7. A Warmer Climate. This isn't the place to get into a debate about global warming. In the UK, where I live, everyone knows the climate seems warmer than it did one or two generations ago.

When I was a child, people used to speculate about whether we would have a white Christmas, with a picture-postcard blanket of snow everywhere. Some people even used to place bets on it. Today, many people can't even remember the last white Christmas and I don't know many people who ever expect to see it happen again.

Meanwhile, most summers tend to feature at least one or two scorching hot days of the kind that feel as if the world is melting. This shift leads to changes in people's expectations, language and behavior. At one time, many Brits booked their summer holidays abroad, particularly to places like Spain, in search of a little summer sun. Today, there's less incentive do so because we can enjoy glorious summer sunshine at home. Travel agents aren't happy about this. Speaking of which...

8. Old And New Professions. In every generation, some professions fade away as new ones rise to take their place. You can even find lists online of jobs and trades that are either facing rapid decline or have already become extinct. It's true that we still have some travel agents, for example, but their numbers are diminishing all the time because most people find it easy to  book what they want online. Switchboard Operators still existed when I was a child but have now gone the way of lamplighters and blacksmiths. Meanwhile, some people now earn a living as a Social Media Influencer, Digital Marketing Consultant or 3D Print Designer. Another aspect of all this is, of course, the rise of the gig economy, which seems to be a highly contentious trend provoking a very broad range of views.

9. Less Trust, Enfeebled Authority. Everyone's aware of 'fake news' these days. Sometimes, it's a fair and genuine assessment of biased and slovenly reporting. Other times, it's just a way to dismiss a news story you don't want to be true. Similarly, we're all aware of astonishing 'deep fake' videos and the impressive developments in digital imagery, merged with sophisticated AI, that can produce photo and video fakery utterly indistinguishable from 'natural' shots.

These developments have given rise to at least a couple of trends. One is that people simply don't know which sources they can trust any more, if any. I grew up in a world where some sources were widely accepted as authoritative. If the BBC News said X happened, we all felt pretty sure this was true. Today, most people don't have that sense of reliabiity and certainty anymore.

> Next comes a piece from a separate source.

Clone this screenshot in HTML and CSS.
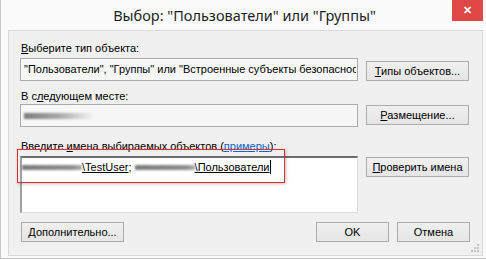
FILE: index.html
```html
<!DOCTYPE html>
<html lang="ru">
<head>
    <meta charset="UTF-8">
    <title>Выбор: "Пользователи" или "Группы"</title>
    <link rel="stylesheet" href="styles.css">
</head>
<body>

    <!-- Window -->
    <div class="window">
        <div class="titlebar">
            <span class="title">Выбор: "Пользователи" или "Группы"</span>
            <span class="close">&#10005;</span>
        </div>

        <div class="panel">
            <!-- Object type -->
            <div class="label"><u>В</u>ыберите тип объекта:</div>
            <div class="row row-field">
                <div class="field"><span class="field-text">"Пользователи", "Группы" или "Встроенные субъекты безопасности"</span></div>
                <button class="btn btn-side"><u>Т</u>ипы объектов...</button>
            </div>

            <!-- Location -->
            <div class="label label-loc">В с<u>л</u>едующем месте:</div>
            <div class="row row-field row-loc">
                <div class="field"><span class="smudge smudge-loc"></span></div>
                <button class="btn btn-side btn-loc"><u>Р</u>азмещение...</button>
            </div>

            <!-- Names -->
            <div class="label label-names">Введите <u>и</u>мена выбираемых объектов (<a href="#">примеры</a>):</div>
            <div class="row row-names">
                <div class="names">
                    <div class="names-line">
                        <span class="resolved"><span class="smudge"></span>\TestUser</span>; <span class="resolved"><span class="smudge"></span>\Пользователи</span><span class="caret"></span>
                    </div>
                </div>
                <button class="btn btn-side btn-check"><u>П</u>роверить имена</button>
            </div>

            <!-- Bottom buttons -->
            <div class="row row-bottom">
                <button class="btn btn-more"><u>Д</u>ополнительно...</button>
                <div class="spacer"></div>
                <button class="btn btn-ok">OK</button>
                <button class="btn btn-ok">Отмена</button>
            </div>

            <div class="highlight"></div>

            <svg class="grip" width="9" height="9" viewBox="0 0 9 9">
                <rect x="7" y="1" width="2" height="2" fill="#c4c4c4"/>
                <rect x="4" y="4" width="2" height="2" fill="#c4c4c4"/>
                <rect x="7" y="4" width="2" height="2" fill="#c4c4c4"/>
                <rect x="1" y="7" width="2" height="2" fill="#c4c4c4"/>
                <rect x="4" y="7" width="2" height="2" fill="#c4c4c4"/>
                <rect x="7" y="7" width="2" height="2" fill="#c4c4c4"/>
            </svg>
        </div>
    </div>

</body>
</html>
```

FILE: styles.css
```css
/* Reset */
* {
    margin: 0;
    padding: 0;
    box-sizing: border-box;
}

body {
    width: 486px;
    height: 259px;
    overflow: hidden;
    background: #fafafa;
    font-family: 'Liberation Sans', Arial, sans-serif;
    font-size: 11px;
    color: #000;
}

/* Window frame */
.window {
    width: 486px;
    height: 259px;
    border-left: 1px solid #c6c6c6;
    border-bottom: 1px solid #c6c6c6;
    background: #fafafa;
    display: flex;
    flex-direction: column;
}

.titlebar {
    position: relative;
    height: 30px;
    display: flex;
    align-items: center;
    justify-content: center;
    padding-left: 2px;
}

.title {
    font-family: 'Noto Sans', sans-serif;
    font-size: 14.5px;
    color: #1e1e1e;
    margin-top: -1px;
}

.close {
    position: absolute;
    top: 0;
    right: 3px;
    width: 31px;
    height: 21px;
    background: #e04848;
    color: #fff;
    font-size: 11px;
    font-weight: bold;
    display: flex;
    align-items: center;
    justify-content: center;
}

/* Client area */
.panel {
    position: relative;
    margin: 0 3px 2px 7px;
    flex: 1;
    background: #f0f0f0;
    border: 1px solid #d9d9d9;
    padding: 10px 12px 0 11px;
}

.label {
    height: 14px;
    line-height: 14px;
    padding-left: 1px;
}

.label-loc {
    margin-top: 8px;
}

.label-names {
    margin-top: 12px;
}

.label a {
    color: #0066cc;
    text-decoration: underline;
}

.row {
    display: flex;
    align-items: flex-start;
}

.row-field {
    margin-top: 3px;
}

.row-loc {
    margin-top: 1px;
}

.field {
    width: 338px;
    height: 23px;
    border: 1px solid #ababab;
    background: #f7f7f7;
    padding: 4px 0 0 3px;
    overflow: hidden;
}

.field-text {
    display: block;
    width: 332px;
    white-space: nowrap;
    overflow: hidden;
}

.btn {
    height: 20px;
    border: 1px solid #acacac;
    background: linear-gradient(#f0f0f0, #e5e5e5);
    font-family: 'Liberation Sans', Arial, sans-serif;
    font-size: 11px;
    color: #000;
    line-height: 18px;
}

.btn-side {
    width: 103px;
    margin-left: 8px;
    margin-top: 3px;
}

.btn-loc {
    margin-top: 1px;
}

/* Names box */
.row-names {
    margin-top: 3px;
}

.names {
    width: 338px;
    height: 57px;
    background: #fff;
    border-top: 2px solid #6e6e6e;
    border-left: 2px solid #a0a0a0;
    border-right: 1px solid #dcdcdc;
    border-bottom: 1px solid #dcdcdc;
    padding: 2px 0 0 0;
}

.names-line {
    display: flex;
    align-items: center;
    height: 14px;
    white-space: pre;
}

.resolved {
    display: inline-flex;
    align-items: center;
    text-decoration: underline;
}

.caret {
    display: inline-block;
    width: 1px;
    height: 14px;
    background: #000;
    margin-left: 1px;
}

.smudge {
    display: inline-block;
    width: 60px;
    height: 5px;
    background: linear-gradient(to right, #7a7a7a 0%, #8e8e8e 85%, #b0b0b0 100%);
    filter: blur(1px);
}

.smudge-loc {
    width: 70px;
    height: 6px;
    margin-top: 3px;
    background: linear-gradient(to right, #7c7c7c 0%, #a8a8a8 50%, rgba(230, 230, 230, 0) 100%);
}

.btn-check {
    margin-top: 1px;
}

/* Bottom buttons */
.row-bottom {
    margin-top: 9px;
    align-items: center;
    padding-left: 1px;
}

.btn-more {
    width: 103px;
}

.spacer {
    flex: 1;
}

.btn-ok {
    width: 73px;
    margin-left: 8px;
}

/* Red frame drawn over the names */
.highlight {
    position: absolute;
    left: 8px;
    top: 118px;
    width: 268px;
    height: 34px;
    border: 1px solid #e42a2a;
    box-shadow: 1px 1px 3px rgba(0, 0, 0, 0.25);
}

.grip {
    position: absolute;
    right: 3px;
    bottom: 3px;
}
```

Some would argue that this isn't necessarily a bad thing. 'Blind' respect for authority that might not deserve it is unwise. Healthy scepticism is good cultural innoculation against bias and innacuracy.

It has also led to an enfeebling of the very concept of 'authority'. The big debate that took place in this country about Brexit famously featured a moment when one poltician, in an interview, said he felt that most people 'had had enough of experts'. Many people these days seem to take the view that any opinion is as good as any other. The notion that there might be a way to usefully distinguish reality from imagination seems to be slipping away, perhaps irretrievably.

10. Techno Junk. It has always been the case that people tend to keep gadgets and devices around the house that they don't use anymore. However, this trend was hugely accelerated when personal computers became commonplace and got another boost with the advent of the smart phone and the annual parade of new models, styles and features spawed by the 'must have' school of marketing. It's quite common for shelves, cupboards and garages to be full of out-of-date white goods and accumulated technical junk of many kinds -- from old, broken printers to phones that have been discarded by teenage hands for being unforgivably more than two years old.